The racial violence is not a new bee in America. The US has long racial terror history which treats Black man as a proxy for criminality or as a substitute for criminality. In the US the black man triggers a high sense of threat or sense of life threatening.

The Black man is ignored in the job interviews, in college admissions and other opportunities and are tagged as “incompetent”. White people think they are supremacist and are intelligent.

In history, there used to be a “slave trade” were capturing, selling and buying of enslaving persons were common. Slavery is a primeval act that has been in the world since ancient times. Enslaved persons were taken from the Slavs and Iranians from antiquity to the 19th century, from the sub-Saharan Africans from the 1st century CE to the mid-20th century, and from the Germanic, Celtic, and Romance peoples during the Viking era. Elaborate trade networks developed: for example, in the 9th and 10th centuries, Vikings might sell East Slavic slaves to Arab and Jewish traders, who would take them to Verdun and Leon, whence they might be sold throughout Moorish Spain and North Africa.

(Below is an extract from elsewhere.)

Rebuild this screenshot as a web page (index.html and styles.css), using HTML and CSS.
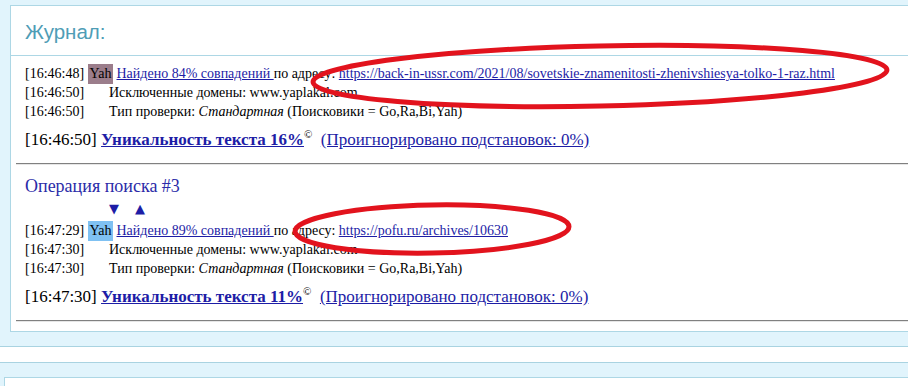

Including blacks too were sold in throughout the regions and mainly Americans rented them and from that time Americans think that blacks are only for slavery. This mind-set followed those traits for centuries and still, blacks are perceived as incompetent and low paid slaves in America.

George Floyd is not the first victim, Ahmaud Carbery, Breonna Taylor, Michael Brown and hundreds even thousands others are killed on the basis of racial discrimination in the US. The US leaves no mark of devaluing the blacks and has never seen black people as worthy of protection of their rights.

Being black in America is alarming and blacks are arrested for being black.

“I feel like we are treated differently than other people, I don’t like how we are treated in just because of our colour doesn’t mean anything to me. We are black people and we shouldn’t have to feel like this, we shouldn’t be protesting for our rights, it’s shame that our mothers and fathers are killed” says the little girl from Charlotte in her speech.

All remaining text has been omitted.